## BEGIN
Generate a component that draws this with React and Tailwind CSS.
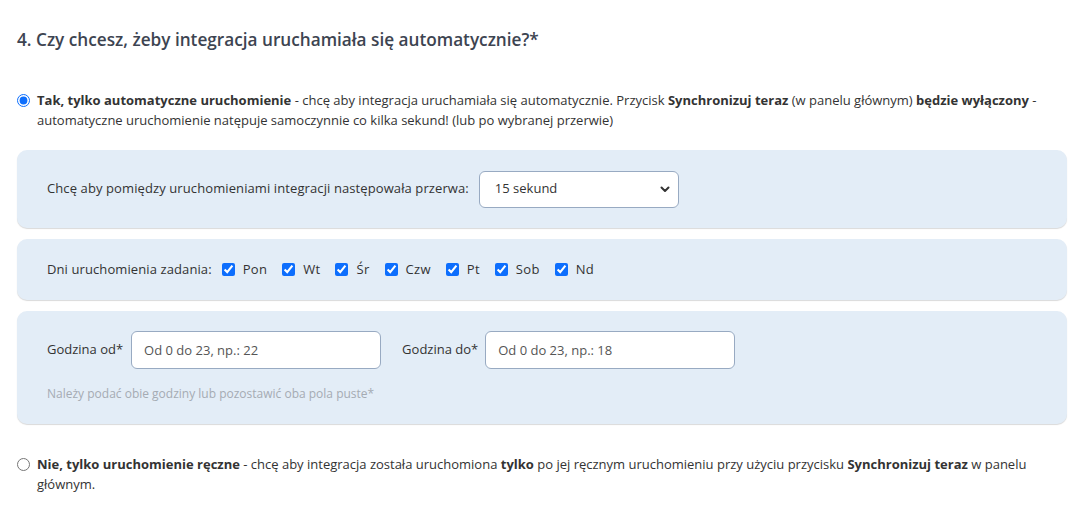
import { useState } from 'react';

const days = ['Pon', 'Wt', 'Śr', 'Czw', 'Pt', 'Sob', 'Nd'];

function Panel({ className = '', children }) {
  return (
    <div className={`bg-[#e3edf7] rounded-[10px] shadow-[0_1px_1px_rgba(0,0,0,0.15)] px-[30px] ${className}`}>
      {children}
    </div>
  );
}

export default function App() {
  const [mode, setMode] = useState('auto');
  const [checked, setChecked] = useState(days.map(() => true));

  return (
    <div className="bg-white w-[1084px] h-[509px] overflow-hidden px-[17px] pt-[28px] text-[#333] font-['Open_Sans',sans-serif]">
      <h2 className="text-[17.2px] font-semibold text-[#3d4451] leading-[24px]">
        4. Czy chcesz, żeby integracja uruchamiała się automatycznie?*
      </h2>

      <label className="flex items-start mt-[38px] text-[13px] leading-[20px] text-[#333]">
        <input
          type="radio"
          name="mode"
          checked={mode === 'auto'}
          onChange={() => setMode('auto')}
          className="w-[13px] h-[13px] mt-[4px] mr-[7px] ml-0 shrink-0 accent-[#0d6efd]"
        />
        <span>
          <b className="font-bold">Tak, tylko automatyczne uruchomienie</b> - chcę aby integracja uruchamiała się automatycznie. Przycisk{' '}
          <b className="font-bold">Synchronizuj teraz</b> (w panelu głównym) <b className="font-bold">będzie wyłączony</b> - automatyczne uruchomienie natępuje samoczynnie co kilka sekund! (lub po wybranej przerwie)
        </span>
      </label>

      <div className="mt-[20px] flex flex-col gap-[11px]">
        <Panel className="h-[78px] flex items-center">
          <span className="text-[13px] tracking-[0.1px] mr-[10px]">Chcę aby pomiędzy uruchomieniami integracji następowała przerwa:</span>
          <div className="relative">
            <select className="appearance-none w-[200px] h-[37px] bg-white border border-[#98aac2] rounded-[6px] pl-[15px] pr-[30px] text-[13px] text-[#333] outline-none">
              <option>15 sekund</option>
              <option>30 sekund</option>
              <option>1 minuta</option>
              <option>5 minut</option>
            </select>
            <svg className="absolute right-[9px] top-[15px] pointer-events-none" width="10" height="7" viewBox="0 0 10 7">
              <path d="M1.5 1.5 L5 5 L8.5 1.5" fill="none" stroke="#333" strokeWidth="2" strokeLinecap="round" strokeLinejoin="round" />
            </svg>
          </div>
        </Panel>

        <Panel className="h-[61px] flex items-center text-[13px]">
          <span className="mr-[10px] tracking-[0.1px]">Dni uruchomienia zadania:</span>
          {days.map((d, i) => (
            <label key={d} className="flex items-center mr-[15px] tracking-[0.3px]">
              <input
                type="checkbox"
                checked={checked[i]}
                onChange={() => setChecked(checked.map((c, j) => (j === i ? !c : c)))}
                className="w-[13px] h-[13px] m-0 mr-[8px] accent-[#0d6efd]"
              />
              {d}
            </label>
          ))}
        </Panel>

        <Panel className="h-[113px] pt-[20px]">
          <div className="flex items-center text-[13px]">
            <span className="mr-[8px]">Godzina od*</span>
            <input
              placeholder="Od 0 do 23, np.: 22"
              className="w-[250px] h-[38px] bg-white border border-[#98aac2] rounded-[6px] px-[12px] text-[13px] placeholder:text-[#555] outline-none"
            />
            <span className="ml-[21px] mr-[7px]">Godzina do*</span>
            <input
              placeholder="Od 0 do 23, np.: 18"
              className="w-[250px] h-[38px] bg-white border border-[#98aac2] rounded-[6px] px-[12px] text-[13px] placeholder:text-[#555] outline-none"
            />
          </div>
          <p className="mt-[16px] text-[12px] text-[#a5abb3]">Należy podać obie godziny lub pozostawić oba pola puste*</p>
        </Panel>
      </div>

      <label className="flex items-start mt-[30px] text-[13px] leading-[20px] text-[#333]">
        <input
          type="radio"
          name="mode"
          checked={mode === 'manual'}
          onChange={() => setMode('manual')}
          className="w-[13px] h-[13px] mt-[4px] mr-[7px] ml-0 shrink-0 accent-[#0d6efd]"
        />
        <span>
          <b className="font-bold">Nie, tylko uruchomienie ręczne</b> - chcę aby integracja została uruchomiona <b className="font-bold">tylko</b> po jej ręcznym uruchomieniu przy użyciu przycisku{' '}
          <b className="font-bold">Synchronizuj teraz</b> w panelu głównym.
        </span>
      </label>
    </div>
  );
}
## END
DIRECTIONS
Emit the lines of the material exactly, from its first line to the line containing "const [checked, setChecked]", inclusive; leave every picture out.

EXPECTED ANSWER
Generate a component that draws this with React and Tailwind CSS.
import { useState } from 'react';

const days = ['Pon', 'Wt', 'Śr', 'Czw', 'Pt', 'Sob', 'Nd'];

function Panel({ className = '', children }) {
  return (
    <div className={`bg-[#e3edf7] rounded-[10px] shadow-[0_1px_1px_rgba(0,0,0,0.15)] px-[30px] ${className}`}>
      {children}
    </div>
  );
}

export default function App() {
  const [mode, setMode] = useState('auto');
  const [checked, setChecked] = useState(days.map(() => true));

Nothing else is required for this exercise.